I don't understand what you mean by using an LRU cache for your YOLO model. Without seeing the rest of your code structure I can't make any real suggestions, but can you try at least temporarily putting the network into the global space just to see if it runs faster? (remove the function altogether and put its body in the global space)

something like this

net = cv2.dnn.readNet("yolov4.weights", "yolov4.cfg")

net.setPreferableBackend(cv2.dnn.DNN_BACKEND_CUDA)
net.setPreferableTarget(cv2.dnn.DNN_TARGET_CUDA_FP16)

classes = []
with open("coco.names", "r") as f:
    classes = [line.strip() for line in f.readlines()]

layer_names = net.getLayerNames()
output_layers = [layer_names[i[0] - 1] for i in net.getUnconnectedOutLayers()]


@socketio.on('image')
def image(data_image):

    sbuf = StringIO()
    sbuf.write(data_image)
    
    b = io.BytesIO(base64.b64decode(data_image))
    if(str(data_image) == 'data:,'):
        pass
    else:
        pimg = Image.open(b)
    
        frame = cv2.cvtColor(np.array(pimg), cv2.COLOR_RGB2BGR)
        frame = resize(frame, width=700)
        frame = cv2.flip(frame, 1)
    
        height, width, channels = frame.shape

        
        blob = cv2.dnn.blobFromImage(frame, 1 / 255.0, (416, 416),
        swapRB=True, crop=False)

       
        net.setInput(blob)
        outs = net.forward(output_layers)
        print("--- %s seconds ---" % (time.time() - start_time))
        
        
        class_ids = []
        confidences = []
        boxes = []
        for out in outs:
            for detection in out:
                scores = detection[5:]
                class_id = np.argmax(scores)
                confidence = scores[class_id]
                if confidence > 0.5:
                    # Object detected
                    center_x = int(detection[0] * width)
                    center_y = int(detection[1] * height)
                    w = int(detection[2] * width)
                    h = int(detection[3] * height)

                    # Rectangle coordinates
                    x = int(center_x - w / 2)
                    y = int(center_y - h / 2)

                    boxes.append([x, y, w, h])
                    confidences.append(float(confidence))
                    class_ids.append(class_id)

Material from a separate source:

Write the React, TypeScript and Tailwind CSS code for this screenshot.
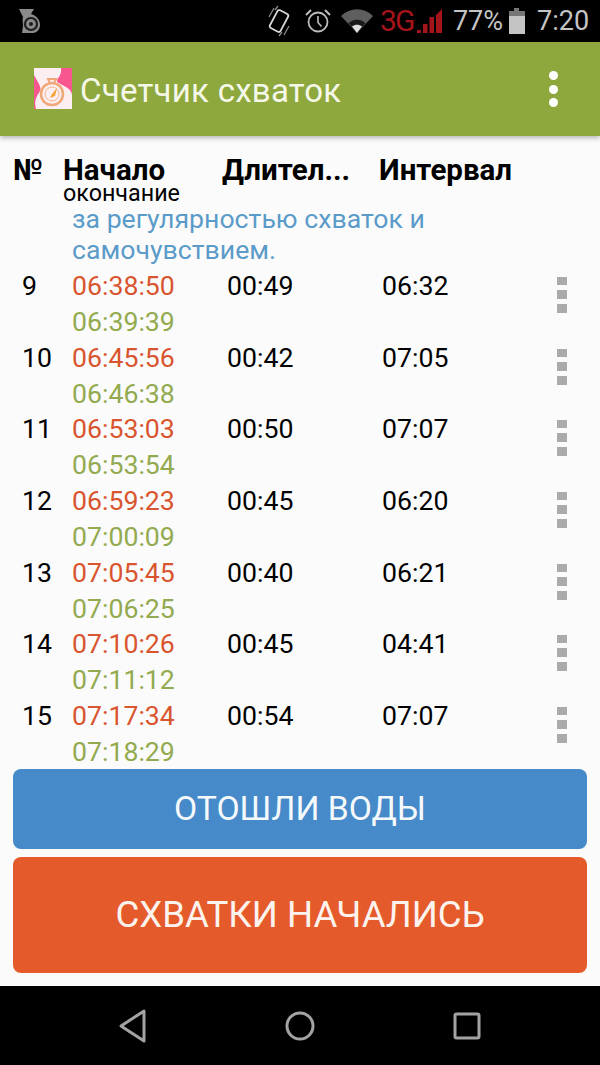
const rows = [
  { n: '9', start: '06:38:50', end: '06:39:39', dur: '00:49', gap: '06:32' },
  { n: '10', start: '06:45:56', end: '06:46:38', dur: '00:42', gap: '07:05' },
  { n: '11', start: '06:53:03', end: '06:53:54', dur: '00:50', gap: '07:07' },
  { n: '12', start: '06:59:23', end: '07:00:09', dur: '00:45', gap: '06:20' },
  { n: '13', start: '07:05:45', end: '07:06:25', dur: '00:40', gap: '06:21' },
  { n: '14', start: '07:10:26', end: '07:11:12', dur: '00:45', gap: '04:41' },
  { n: '15', start: '07:17:34', end: '07:18:29', dur: '00:54', gap: '07:07' },
];

function StatusBar() {
  return (
    <div className="flex h-[42px] shrink-0 items-center bg-black pl-[19px] pr-[10px]">
      {/* notification icon */}
      <svg width="22" height="24" viewBox="0 0 22 24" className="mr-[225px]">
        <path d="M0 0h15l-3 5c6 2 9 6 9 11 0 4-3 8-7 8H3l1-7c0-4-1-6 0-9z" fill="#8a8a8a" />
        <circle cx="12" cy="15" r="6" fill="none" stroke="#1c1c1c" strokeWidth="2.200" />
        <circle cx="12" cy="15" r="2" fill="#1c1c1c" />
      </svg>
      <svg width="26" height="32" viewBox="0 0 26 32" className="mr-[12px]">
        <rect x="7" y="6" width="12" height="20" rx="2" transform="rotate(28 13 16)" fill="none" stroke="#d8d8d8" strokeWidth="1.800" />
        <path d="M8 3 3 12M12 1 9 5M18 30l5-9M13 31l3-4" stroke="#8a8a8a" strokeWidth="1.300" fill="none" />
      </svg>
      <svg width="28" height="28" viewBox="0 0 28 28" className="mr-[9px]">
        <circle cx="14" cy="15" r="9.500" fill="none" stroke="#bdbdbd" strokeWidth="1.800" />
        <path d="M14 9v6.500l3.500 4" fill="none" stroke="#bdbdbd" strokeWidth="1.600" />
        <path d="M2 8 7 3M26 8 21 3" stroke="#bdbdbd" strokeWidth="2" />
      </svg>
      <svg width="32" height="26" viewBox="0 0 32 26" className="mr-[7px]">
        <path d="M0 8C9-1 23-1 32 8L16 25z" fill="#5e5e5e" />
        <path d="M7.500 15c5-4.500 12-4.500 17 0L16 25z" fill="#1a1a1a" />
        <path d="M11 18.500c3-2.300 7-2.300 10 0L16 25z" fill="#e0e0e0" />
      </svg>
      <span className="mr-[3px] w-[33px] font-['Roboto',sans-serif] text-[30px] leading-none tracking-[-1.800px] text-[#a5141b]">3G</span>
      <svg width="28" height="28" viewBox="0 0 28 28" className="mr-[9px]">
        <path d="M1 26h4v-3H1zM7 26h4.500V17H7zM13.500 26H18V10h-4.500zM20 26h6V2l-6 6z" fill="#a5141b" />
      </svg>
      <span className="mr-[5px] w-[50px] font-['Roboto',sans-serif] text-[27px] leading-none tracking-[-0.100px] text-[#c4c4c4]">77%</span>
      <svg width="18" height="26" viewBox="0 0 18 26" className="mr-[11px]">
        <path d="M6 0h5v3H6z" fill="#777" />
        <path d="M1 3h16v5H1z" fill="#777" />
        <path d="M1 8h16v18H1z" fill="#c4c4c4" />
      </svg>
      <span className="font-['Roboto',sans-serif] text-[27px] leading-none text-[#c4c4c4]">7:20</span>
    </div>
  );
}

function AppIcon() {
  return (
    <svg width="40" height="44" viewBox="0 0 40 44">
      <rect x="1" y="1" width="38" height="41" fill="#f7568f" />
      <path d="M1 1h27c1 8-4 10-4 13 0 3 15 6 15 14v14H3c-2-8 0-12 4-18 2-4-3-10-6-16z" fill="#fdeef2" />
      <circle cx="19" cy="27" r="11" fill="none" stroke="#f0a878" strokeWidth="2.500" />
      <circle cx="19" cy="27" r="7" fill="#fdeef2" stroke="#f2b88f" strokeWidth="1" />
      <path d="M15 12h8l-2 4h-4z" fill="none" stroke="#f0a878" strokeWidth="2" />
      <path d="m19 27 5-6-2 8-5 2z" fill="#f0a53a" />
    </svg>
  );
}

function AppBar() {
  return (
    <div className="relative z-10 flex h-[94px] shrink-0 items-center bg-[#8ea83d] pl-[33px] pr-[42px] shadow-[0_2px_5px_rgba(0,0,0,0.28)]">
      <AppIcon />
      <span className="ml-[7px] mt-[2px] flex-1 font-['Roboto',sans-serif] text-[33px] leading-none tracking-[0.25px] text-[#f5f7e8]">
        Счетчик схваток
      </span>
      <div className="flex flex-col gap-[4.500px]">
        <div className="size-[9px] rounded-full bg-white" />
        <div className="size-[9px] rounded-full bg-white" />
        <div className="size-[9px] rounded-full bg-white" />
      </div>
    </div>
  );
}

function TableHeader() {
  return (
    <div className="flex h-[68px] shrink-0 pl-[13px] pt-[19px] text-[29.500px] leading-[30px] font-bold text-black">
      <div className="w-[50px]">№</div>
      <div className="w-[159px]">
        <div>Начало</div>
        <div className="text-[23.300px] leading-[16px] font-normal">окончание</div>
      </div>
      <div className="w-[157px]">Длител...</div>
      <div>Интервал</div>
    </div>
  );
}

function Row({ n, start, end, dur, gap }: (typeof rows)[number]) {
  return (
    <div className="flex h-[71.670px] items-start text-[26.670px] leading-[36px] text-black">
      <div className="w-[72px] pl-[22px]">{n}</div>
      <div className="w-[155px]">
        <div className="text-[#d9552f]">{start}</div>
        <div className="mt-[2px] leading-[32px] text-[#93aa50]">{end}</div>
      </div>
      <div className="w-[155px]">{dur}</div>
      <div className="w-[175px]">{gap}</div>
      <div className="mt-[9px] flex flex-col gap-[5px]">
        <div className="h-[8px] w-[10px] bg-[#ababab]" />
        <div className="h-[9px] w-[10px] bg-[#ababab]" />
        <div className="h-[9px] w-[10px] bg-[#ababab]" />
      </div>
    </div>
  );
}

export default function App() {
  return (
    <div className="flex h-[1065px] w-[600px] flex-col overflow-hidden bg-[#fbfbfb] font-['Roboto',sans-serif]">
      <StatusBar />
      <AppBar />
      <TableHeader />
      <div className="h-[565px] shrink-0 overflow-hidden">
        <div className="pl-[72px] text-[26.670px] leading-[30px] text-[#5b9bc9]">
          <div>за регулярностью схваток и</div>
          <div className="mt-[1px]">самочувствием.</div>
        </div>
        <div className="mt-[3px]">
          {rows.map((row) => (
            <Row key={row.n} {...row} />
          ))}
        </div>
      </div>
      <div className="flex shrink-0 flex-col gap-[8px] px-[13px]">
        <button className="h-[80px] rounded-[8px] bg-[#468ac9] text-[33.700px] text-[#f5f9fc]">ОТОШЛИ ВОДЫ</button>
        <button className="h-[116px] rounded-[8px] bg-[#e55a2b] text-[36.600px] text-[#fdf3ee]">СХВАТКИ НАЧАЛИСЬ</button>
      </div>
      <div className="mt-[13px] flex flex-1 items-center justify-between bg-black pl-[118px] pr-[118px]">
        <svg width="30" height="36" viewBox="0 0 30 36">
          <path d="M26 3v30L3 18z" fill="none" stroke="#a3a3a3" strokeWidth="3" strokeLinejoin="round" />
        </svg>
        <svg width="32" height="32" viewBox="0 0 32 32">
          <circle cx="16" cy="16" r="13" fill="none" stroke="#a3a3a3" strokeWidth="3" />
        </svg>
        <svg width="30" height="30" viewBox="0 0 30 30">
          <rect x="3" y="3" width="24" height="24" rx="1.500" fill="none" stroke="#a3a3a3" strokeWidth="3" />
        </svg>
      </div>
    </div>
  );
}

        indexes = cv2.dnn.NMSBoxes(boxes, confidences, 0.5, 0.4)
        font = cv2.FONT_HERSHEY_PLAIN
        colors = np.random.uniform(0, 255, size=(len(classes), 3))
        for i in range(len(boxes)):
            if i in indexes:
                x, y, w, h = boxes[i]
                label = str(classes[class_ids[i]])
                color = colors[class_ids[i]]
                cv2.rectangle(frame, (x, y), (x + w, y + h), color, 2)
                cv2.putText(frame, label, (x, y + 30), font, 1, color, 2)
    
        imgencode = cv2.imencode('.jpg', frame)[1]

        stringData = base64.b64encode(imgencode).decode('utf-8')
        b64_src = 'data:image/jpg;base64,'
        stringData = b64_src + stringData
        emit('response_back', stringData)
0
On

From the previous two answer I manage to get the solution changing :

net.setPreferableTarget(cv2.dnn.DNN_TARGET_CUDA_FP16)

into :

net.setPreferableTarget(cv2.dnn.DNN_TARGET_CUDA)

have help to twice the GPU speed due to my GPU type is not compatible with FP16 this is thanks to Amir Karami and also despite Ian Chu answer did not solve my problem it give me basis to forcefully make all the images to only use one net instances this actually lower the processing time significantly from each needing 10 second into 0.03-0.04 seconds thus surpassing CPU speed by many times. The reason I did not accept both answer because neither really solve my problem but both become strong basis to my solution so I still upvote them. I just leave my answer here in case anyone encounter this problem like me.